Elle publie des petits livres au succès inattendu, dénonçant vigoureusement
le néo-libéralisme ou «la corruption de la société médiatique».
En 1998, une vague de «Bourdieumania» déferle dans les médias.
«Bourdieu est de toutes les luttes. Ses idées portent, ses livres
s'arrachent», écrit l'essayiste et journaliste Jean-Claude Guillebaud.
Mais d'autres intellectuels, comme Alain Finkielkraut, ironisent: «grâce
à lui le monde est devenu simple, partagé entre dominants et dominés»,
tandis que la sociologue Jeanine Verdès-Leroux rédige un essai critique
sur son «terrorisme sociologique». Ses détracteurs l'accusent
de sectarisme. «Tout ce que l'on décrit sous le nom (...)

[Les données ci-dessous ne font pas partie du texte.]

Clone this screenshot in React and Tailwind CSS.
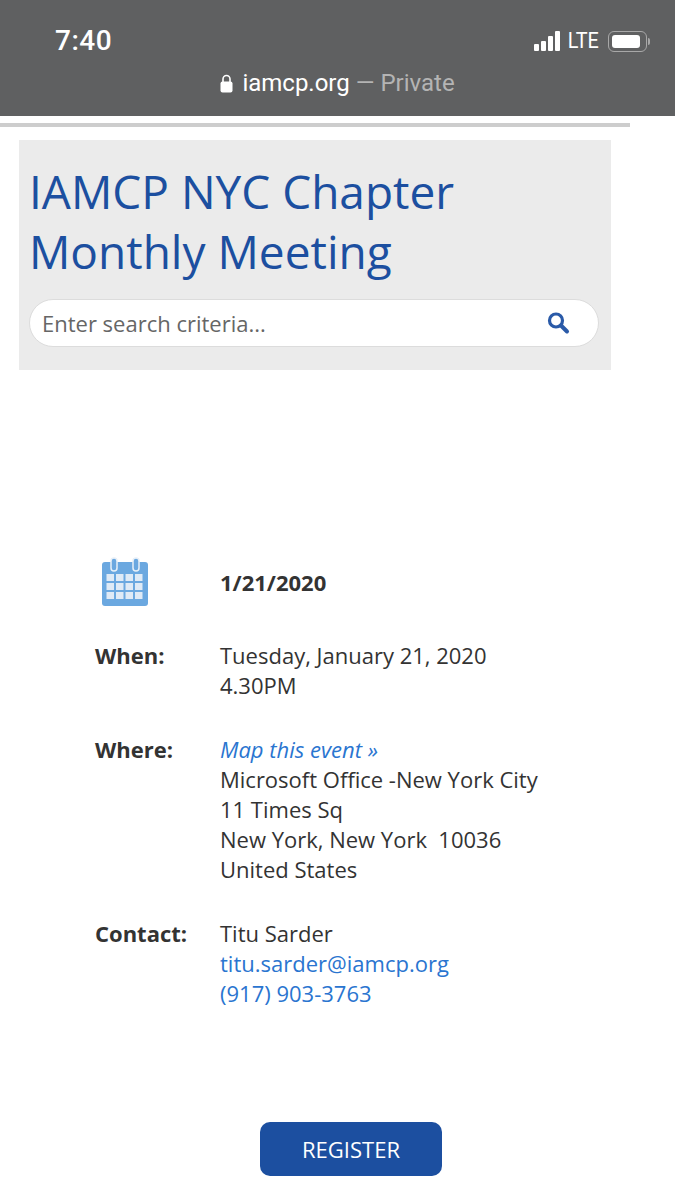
import { Fragment } from 'react';

const openSans = 'font-["Open_Sans",sans-serif]';

function CalendarIcon() {
  const cells = [];
  for (let row = 0; row < 3; row++) {
    for (let col = 0; col < 4; col++) {
      cells.push(<rect key={`${row}-${col}`} x={4.5 + col * 9.5} y={17 + row * 9} width="7.5" height="7" fill="#dfeaf6" />);
    }
  }
  return (
    <svg width="46" height="50" viewBox="0 0 46 50">
      <rect x="0" y="5" width="46" height="44" rx="3" fill="#6ba8e0" />
      <rect x="9" y="1" width="6" height="13" rx="3" fill="#6ba8e0" stroke="#e8f0f8" strokeWidth="1.5" />
      <rect x="31" y="1" width="6" height="13" rx="3" fill="#6ba8e0" stroke="#e8f0f8" strokeWidth="1.5" />
      {cells}
    </svg>
  );
}

function StatusIcons() {
  return (
    <div className="flex items-center gap-[6px]">
      <div className="flex items-end gap-[2px]">
        <span className="w-[5px] h-[7px] rounded-[1px] bg-white" />
        <span className="w-[5px] h-[10px] rounded-[1px] bg-white" />
        <span className="w-[5px] h-[15px] rounded-[1px] bg-white" />
        <span className="w-[5px] h-[20px] rounded-[1px] bg-white" />
      </div>
      <span className="text-[22px] leading-none text-white scale-x-90 font-['Roboto',sans-serif]">LTE</span>
      <div className="flex items-center ml-[1px]">
        <div className="w-[39px] h-[21px] rounded-[6px] border border-[#a8a8a8] p-[3px]">
          <div className="w-[28px] h-full rounded-[3px] bg-white" />
        </div>
        <span className="w-[2px] h-[7px] ml-[1px] rounded-r-sm bg-[#a8a8a8]" />
      </div>
    </div>
  );
}

const rows = [
  {
    label: 'When:',
    lines: [{ text: 'Tuesday, January 21, 2020' }, { text: '4.30PM' }],
  },
  {
    label: 'Where:',
    lines: [
      { text: 'Map this event »', kind: 'map' },
      { text: 'Microsoft Office -New York City' },
      { text: '11 Times Sq' },
      { text: 'New York, New York\u00a0 10036' },
      { text: 'United States' },
    ],
  },
  {
    label: 'Contact:',
    lines: [
      { text: 'Titu Sarder' },
      { text: 'titu.sarder@iamcp.org', kind: 'link' },
      { text: '(917) 903-3763', kind: 'link' },
    ],
  },
];

export default function App() {
  return (
    <div className={`w-[675px] h-[1200px] overflow-hidden bg-white ${openSans}`}>
      <header className="h-[116px] bg-[#5f6061] px-[55px] pt-[24px]">
        <div className="flex items-center justify-between pr-[-1px] mr-[-30px]">
          <span className="text-[28px] leading-[34px] font-medium tracking-[0.5px] text-white font-['Roboto',sans-serif]">7:40</span>
          <StatusIcons />
        </div>
        <div className="mt-[9px] ml-[-55px] mr-[-55px] flex items-center justify-center gap-[9px] text-[24px] leading-[32px] font-['Roboto',sans-serif]">
          <svg width="13" height="19" viewBox="0 0 13 19">
            <path d="M3 8V5a3.5 3.5 0 0 1 7 0v3" fill="none" stroke="#fff" strokeWidth="1.6" />
            <rect x="0.5" y="7.5" width="12" height="11" rx="2" fill="#fff" />
          </svg>
          <span className="text-white">iamcp.org<span className="text-[#b4b4b4]"> — Private</span></span>
        </div>
      </header>

      <div className="mt-[7px] h-[4px] w-[630px] bg-[#cdcdcd]" />

      <section className="ml-[19px] mt-[13px] h-[230px] w-[592px] bg-[#ebebeb] pl-[10px] pt-[21px]">
        <h1 className="text-[46px] leading-[60px] text-[#1c4fa0]">
          IAMCP NYC Chapter
          <br />
          Monthly Meeting
        </h1>
        <div className="mt-[18px] flex h-[48px] w-[570px] items-center justify-between rounded-full border border-[#dcdcdc] bg-white pl-[12px] pr-[28px]">
          <span className="text-[22px] text-[#666]">Enter search criteria...</span>
          <svg width="24" height="24" viewBox="0 0 24 24" fill="none" stroke="#2a5aa8">
            <circle cx="10" cy="9.5" r="6.5" strokeWidth="3.2" />
            <path d="M15 14.5l6 6" strokeWidth="4" strokeLinecap="round" />
          </svg>
        </div>
      </section>

      <main className="mt-[187px] pl-[95px] text-[22px] leading-[30px] text-[#333]">
        <div className="grid grid-cols-[125px_1fr] items-center">
          <div className="pl-[7px]">
            <CalendarIcon />
          </div>
          <strong className="font-bold">1/21/2020</strong>
        </div>

        <div className="mt-[33px] grid grid-cols-[125px_1fr] gap-y-[34px]">
          {rows.map((row) => (
            <Fragment key={row.label}>
              <strong className="font-bold">{row.label}</strong>
              <div>
                {row.lines.map((line) => (
                  <div
                    key={line.text}
                    className={
                      line.kind === 'map'
                        ? 'italic text-[#2a75d0]'
                        : line.kind === 'link'
                          ? 'text-[#2a75d0]'
                          : ''
                    }
                  >
                    {line.text}
                  </div>
                ))}
              </div>
            </Fragment>
          ))}
        </div>

        <div className="mt-[114px] ml-[165px]">
          <button type="button" className="h-[54px] w-[182px] rounded-[10px] bg-[#1c4fa0] text-[22px] text-white">
            REGISTER
          </button>
        </div>
      </main>
    </div>
  );
}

de "mondialisation" est l'effet, non d'une fatalité économique
mais d'une politique consciente et délibérée, celle qui a conduit
les gouvernements libéraux ou même socio-démocrates d'un ensemble
de pays économiquement avancés à se déposséder du pouvoir de contrôler
les forces économiques (...). Il s'agit de restaurer la politique»,
disait-il en 2000. Né le 1er août 1930 à Denguin (Pyrénées-atlantiques),
dans une famille d'origine paysanne, Pierre Bourdieu, normalien et
agrégé de philosophie, entame une carrière de professeur qui le conduit
à Moulins, Alger, Paris et Lille. De 1964 à 1980, il travaille à l'École
des hautes études en sciences sociales. Il est parallèlement directeur
de la revue «Actes de la recherche en sciences sociales». Parmi
ses livres, figurent «Sociologie de l'Algérie» (1958), «Travail
et travailleurs en Algérie» (1963), «Le Déracinement» (1964),
«La Distinction» (1979), «Ce que parler veut dire» (1982),
«La Noblesse d'État» (1989), «Les règles de l'Art»
(1992), «Sur la télévision» (1997), «La Domination masculine»
(1998) et «Les structures sociales de l'économie» (2000). Jusqu'au
bout, il aura travaillé notamment à un essai sur le célibat en Béarn,
sa terre natale, qui paraîtra en mars.